Stylistically related to John Dos Passos, especially his U.S.A. trilogy, and the wilds of Robert Coover’s narrators (think A Public Burning), Ellmann tacks her ship in a different direction. If you’ve always wished a woman would hijack these experimental voices in service of a pie-baking, suburbanite housewife, then this is the novel for you. It may sound like I’m mocking Lucy Ellmann’s 998-page beast, but I emphatically am not. I’ve had a lifetime’s worth of assigned and recommended reading where men—most often a businessman or a wayward politician—spend hours on a train or behind the wheel of a car fretting over sales records or poll numbers, why breakfast tasted off, and whether he’ll be able to get it up that night. It’s high time that a mother baking pies, reflecting on her recovery from cancer, and worrying about toxins in drinking water gets equal literary treatment.

First, whatever else you may have heard, there is a story. But the narrator cannot get out of her own way—or the story’s—and this is the story, too. So we have the engine of a traditional plot, complete with foreshadowing, escalation, and a climax that made me weep and laugh hysterically all at once. We have an unexpected heroine and a villain, and the villain is quite easy to spot for any feminists out there—which adds to the suspense.

But for sheer page count, all that is the tiniest sliver. What makes up the bulk of this novel is stream of consciousness as the narrator goes about her life in a state of constant anxiety and complicated grief.

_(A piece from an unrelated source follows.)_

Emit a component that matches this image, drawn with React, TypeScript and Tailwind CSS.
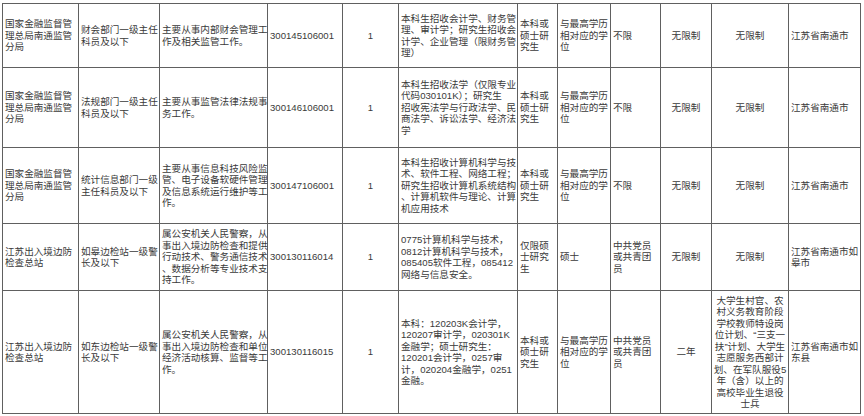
import React from "react";

type Cell = { lines: string[]; align?: "left" | "center" };

const L = (...lines: string[]): Cell => ({ lines });
const C = (...lines: string[]): Cell => ({ lines, align: "center" });

const org1 = L("国家金融监督管", "理总局南通监管", "分局");
const org2 = L("江苏出入境边防", "检查总站");
const edu = L("本科或", "硕士研", "究生");
const deg = L("与最高学历", "相对应的学", "位");
const party = L("中共党员", "或共青团", "员");

const rows: { h: string; cells: Cell[] }[] = [
  {
    h: "h-[64px]",
    cells: [
      org1,
      L("财会部门一级主任", "科员及以下"),
      L("主要从事内部财会管理工", "作及相关监管工作。"),
      L("300145106001"),
      C("1"),
      L("本科生招收会计学、财务管", "理、审计学；研究生招收会", "计学、企业管理（限财务管", "理）"),
      edu,
      deg,
      L("不限"),
      C("无限制"),
      C("无限制"),
      L("江苏省南通市"),
    ],
  },
  {
    h: "h-[80px]",
    cells: [
      org1,
      L("法规部门一级主任", "科员及以下"),
      L("主要从事监管法律法规事", "务工作。"),
      L("300146106001"),
      C("1"),
      L("本科生招收法学（仅限专业", "代码030101K）；研究生", "招收宪法学与行政法学、民", "商法学、诉讼法学、经济法", "学"),
      edu,
      deg,
      L("不限"),
      C("无限制"),
      C("无限制"),
      L("江苏省南通市"),
    ],
  },
  {
    h: "h-[76px]",
    cells: [
      org1,
      L("统计信息部门一级", "主任科员及以下"),
      L("主要从事信息科技风险监", "管、电子设备软硬件管理", "及信息系统运行维护等工", "作。"),
      L("300147106001"),
      C("1"),
      L("本科生招收计算机科学与技", "术、软件工程、网络工程；", "研究生招收计算机系统结构", "、计算机软件与理论、计算", "机应用技术"),
      edu,
      deg,
      L("不限"),
      C("无限制"),
      C("无限制"),
      L("江苏省南通市"),
    ],
  },
  {
    h: "h-[67px]",
    cells: [
      org2,
      L("如皋边检站一级警", "长及以下"),
      L("属公安机关人民警察，从", "事出入境边防检查和提供", "行动技术、警务通信技术", "、数据分析等专业技术支", "持工作。"),
      L("300130116014"),
      C("1"),
      L("0775计算机科学与技术，", "0812计算机科学与技术，", "085405软件工程，085412", "网络与信息安全。"),
      L("仅限硕", "士研究", "生"),
      L("硕士"),
      party,
      C("无限制"),
      C("无限制"),
      L("江苏省南通市如", "皋市"),
    ],
  },
  {
    h: "h-[123px]",
    cells: [
      org2,
      L("如东边检站一级警", "长及以下"),
      L("属公安机关人民警察，从", "事出入境边防检查和单位", "经济活动核算、监督等工", "作。"),
      L("300130116015"),
      C("1"),
      L("本科：120203K会计学，", "120207审计学，020301K", "金融学；硕士研究生：", "120201会计学，0257审", "计，020204金融学，0251", "金融。"),
      edu,
      deg,
      party,
      C("二年"),
      C(
        "大学生村官、农",
        "村义务教育阶段",
        "学校教师特设岗",
        "位计划、“三支一",
        "扶”计划、大学生",
        "志愿服务西部计",
        "划、在军队服役5",
        "年（含）以上的",
        "高校毕业生退役",
        "士兵"
      ),
      L("江苏省南通市如", "东县"),
    ],
  },
];

export default function App() {
  return (
    <div
      className="w-[864px] h-[416px] bg-white overflow-hidden pt-[3px] pl-[2px]"
      style={{ fontFamily: '"Liberation Sans", "Noto Sans CJK SC", sans-serif' }}
    >
      <table className="table-fixed border-collapse w-[859px] text-[9.6px] leading-[11.5px] text-[#3a3a3a]">
        <colgroup>
          <col className="w-[76px]" />
          <col className="w-[81px]" />
          <col className="w-[108px]" />
          <col className="w-[75px]" />
          <col className="w-[56px]" />
          <col className="w-[119px]" />
          <col className="w-[40px]" />
          <col className="w-[53px]" />
          <col className="w-[50px]" />
          <col className="w-[51px]" />
          <col className="w-[77px]" />
          <col className="w-[72px]" />
        </colgroup>
        <tbody>
          {rows.map((r, i) => (
            <tr key={i} className={r.h}>
              {r.cells.map((c, j) => (
                <td
                  key={j}
                  className={
                    c.align === "center"
                      ? "border border-[#606060] px-[1px] py-0 align-middle text-center"
                      : "border border-[#606060] pl-[2px] pr-0 py-0 align-middle text-left"
                  }
                >
                  {c.lines.map((line, k) => (
                    <div key={k} className="whitespace-nowrap">
                      {line}
                    </div>
                  ))}
                </td>
              ))}
            </tr>
          ))}
        </tbody>
      </table>
    </div>
  );
}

She is exactly the white Gen X women I’ve known, and one senses Ellmann (in her mid-sixties) has both profound compassion and a shade of frustration with the generation right behind her own. 

Punctuating this stream of consciousness, however, is the narrative of a cougar—also a mother—trying to survive in the landscape that humans have blighted. These passages are swift and deft—and very, very short. They are delivered in close-third from the cougar’s perspective, and the juxtaposition is powerful. 

While our narrator frets endlessly (and ineffectually) about environmental destruction and her family’s safety, here we have another mind—one that is wholly engaged with reality here and now, who makes choices and takes action, and whose every thought is fit to purpose. In case you think I’m reaching, this is also the juxtaposition at the heart of the climax as well as the final lines of the novel. Ellmann is doing a lot with these pages, but above all, she is inviting us to stop spinning our wheels for a minute and instead just take action, however small that act or uncertain the outcome.  It’s beautiful, really, to be reminded that we can save lives and even (hopefully) the planet if we just get out of our own way.